The race has been a local mainstay since it was first held at the Frederick Fairgrounds in 1922, and its history has been thoroughly documented in Ted Ellis’s book, “100 Years of Flat Track Racing: The Barbara Fritchie Classic Frederick, Maryland,” which was published late last year.
Granted, 2019 wasn’t the only year the Fritchie Classic was canceled. Cataclysmic events, such as World War II and the Great Depression, as well as rain have forced the race to get called off.
But the Barbara Fritchie Classic always bounced back. As Riley said, it has stood the test of time.
This year, the Frederick Fairgrounds will host a concert and fireworks after the Fritchie Classic. Riley hoped those additional holiday activities might draw some new families to the race.
“We’re seeing a lot more younger kids starting to show up in the stands,” he said. “More families of 25-, 35-, 40-year-olds starting to get interested in this because it’s a very exciting sport, very risky as well.
“But it’s something that you don’t see every day,” he said. “It’s America’s most extreme sport, it is how the American Flat Track guys do it.”
While the race doesn’t typically feature a slew of the sport’s biggest names, it has proved to be a training ground for future stars.
“We’ve got some of the best amateurs and up-and-comers. They start up, they cut their teeth on these tracks,” Riley said. “They climb the ladder here, and sometimes they come back and entertain us.”
Price is one such rider. In 2019, aside from enjoying a fine rookie season in the American Flat Track Twins series, he won his first main event checkered flag at the Fritchie Classic, which is part of the Steve Nace American All-Star National Flat Track Series.
Nineteen years old at the time, Price became the first Marylander — he was born in Sparks and resided in White Hall — to win the race in 30 years. He also was the first rider in at least 50 years to win the event on an Indian motorcycle.
Price beat four-time Fritchie champ Sammy Halbert and Texter, who won the main event in Frederick in 2018.
Aside from Price and Texter, others already signed up to compete in this year’s Fritchie Classic are Ryan Varnes and Cameron Smith.
“These are all guys that are in the Grand National program, and we have some real good professional guys,” Riley said. “Now we have some extra money donated by the local community, we have almost 15,000 dollars of purse money, so hopefully we’ll have other good riders that signed up.”

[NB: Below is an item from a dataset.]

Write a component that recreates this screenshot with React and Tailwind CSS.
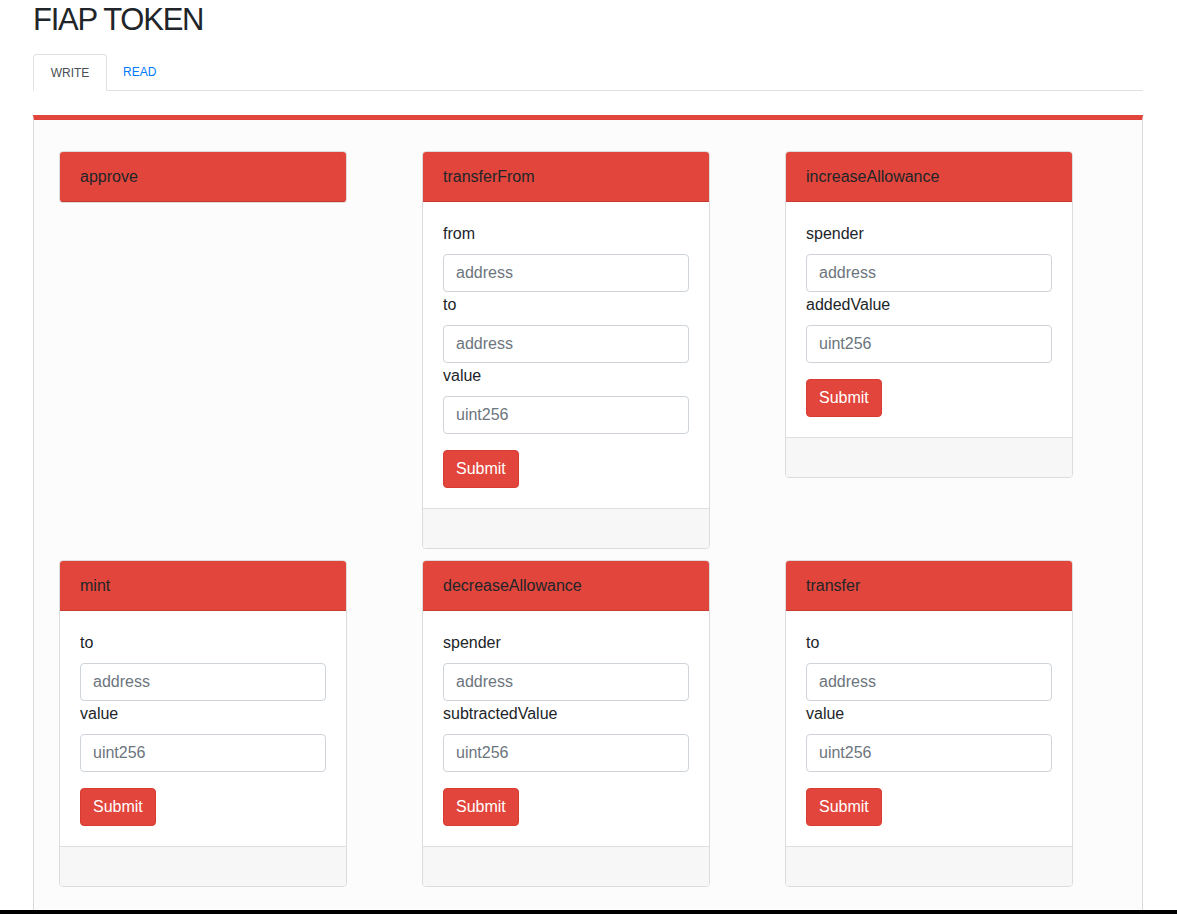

The Charles E Bristor Fast for Freedom Barbara Fritchie Bonus will provide bonus purse money for top five finishers in All Star Twins and All Star Singles to honor Charles E Bristor, a decorated veteran of the U.S. Army Air Forces who fought in World War II. Charles Bristor’s nephew Billy Bristor provided that money.
A new class featured this year is called Hooligans, which allows racers to compete on street bikes.
“They have to be qualified, they have to have a racing license, but they can take this bike right off the street,” Riley said. “”These are not truly professional racers, and they are going to come out on this equipment.”
Since its first running, the Barbara Fritchie Classic has become firmly entrenched as a Fourth of July tradition in Frederick. Originally called the Delphey Classic because brothers J. Paul Delphey and Chester Delphey started it, the race eventually was renamed the Barbara Fritchie Classic.
Ellis’ book delves into the race’s extensive past.
“The book really puts all the history together in a readable format, written by a serious enthusiast who is a good writer,” Riley said. “It’ll hold your attention if you have the least bit of interest in motorcycles and particularly this Barbara Fritchie Classic that has stood the test of time.”
NOTES — Aside from All Star Twins, All Star Singles and Hooligans (18 years and older), other classes at this year’s Barbara Fritchie Classic are Super Singles, 450 Amateur, Senior 40+, 250 Amateur, Open Singles Amateur and Vintage (1984 and older). Front gate for spectators opens at 10 a.m., races start at noon and finals are scheduled for 3 p.m. Tickets for adults cost $20 and $10 for children ages 7 to 12, while children 6 and under can enter free with a paying adult.